Most economists are forecasting a strong economy, but economists worry me more than newly minted real estate agents. Most seem to be happy that inflation is in check; when I hear that inflation is in check, I begin to think about deflation, and as most of us know, deflation is much, much, worse than inflation.

The Truth

In the simplest terms, inflation occurs when there' too much money in the system. On the flip side, deflation occurs when there are too few dollars in circulation. When that happens, prices start to fall. For example, in inflationary times, prices of houses go up. In deflationary times, prices of houses come down. If prices of houses begin to drop too fast right now, it could be 1986 all over again.

I wrote a column in 2005 about how I love debt and my credit cards. The trouble is that most people do. In the past you could qualify for a loan to buy a house simply if you're alive and breathing.

The strong economy we've been experiencing for years has thus been built on dumb money -- in addition to smart money -- borrowing more and more. Even the U.S. government has had field day borrowing money to do such things as fight a war and attempt to rebuild Iraq and Afghanistan rather than rebuild our country. And the inconvenient truth about debt is that it has to be paid back.

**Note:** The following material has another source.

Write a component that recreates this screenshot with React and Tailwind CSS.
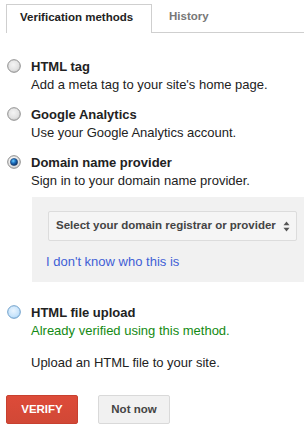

For the next two years, I'm cautioning people to watch their ratios between good debt and bad debt, and keep liquid reserves such as cash, gold, or silver and become a leveraged real estate investor through short term strategies.

Good debt is debt that makes you rich. An example of good debt is the debt on the apartment houses I own. That debt is good only as long as there are tenants to pay my mortgages. If tenants stop paying their rent, my good debt turns into bad debt.

Most people don't have good debt -- all they have is bad debt. Bad debt is debt that makes you poorer. Forms of bad debt are car payments, credit card balances, or other consumer loans.

On our home, my wife, Sharyn, and I keep a 25 percent debt-to-equity ratio. In other words, our debt is 25 percent of the home's value. Unfortunately, many people have an 80 percent or higher debt-to-equity ratio. That means the debt on their home is 80 percent and their equity is only 20 percent.

To protect ourselves, we have cash reserves to cover the expenses of our investments. Unfortunately, the dumb-money crowd has no reserve funds for their properties and or investments.

Where Deflation Does Its Damage

In a deflationary market, the value of your home can drop. If the value drops, the bank may call in your loan. Even if you've never missed a payment, and even if you're ahead on the payment schedule, the bank can call in your loan if they feel the value of the property is lower than the loan amount.

For example, say you buy a house for $100,000 and put 20 percent down and borrow $80,000. If the market deflates and the value of your home drops to $70,000 (because everyone else is selling their homes to get out of debt), the lender may ask you to pay the $80,000 you owe immediately.

If such deflation happens, cash will become king. There will be half-price sales on BMWs, expensive restaurants will close, and people will be out of work. And anybody who caters to people with dumb money will be in trouble. As I said before, deflation is much worse than inflation.

Smart Money, Bad Times

The good news is that during deflationary times, smart money reenters the market, so crashes are great for smart people with smart money. Instead of listening to the optimistic economists, then, you should eliminate bad debt and improve your debt-to-equity ratios on good debt.

Most important, study; if you want to be smart, you need to learn. I'll discuss what you should study in the second part of this column. For now, be aware that if deflation comes and there's a recession, it won't have much effect on the poor. Instead, it'll punish middle-class people who think they're rich because their houses and stocks have gone up in value.

Finally, don’t forget the impact of our weakening dollar; some forecast that a gallon of milk will be at $5.00 by summer due to the weak buying power of our dollar.

The moral of the story is that those who prepare and know how to invest will make it through the tsunamis ahead and make a whole lot of money, which can be used in part to educate others.

Have a happy, healthy and prosperous New Year.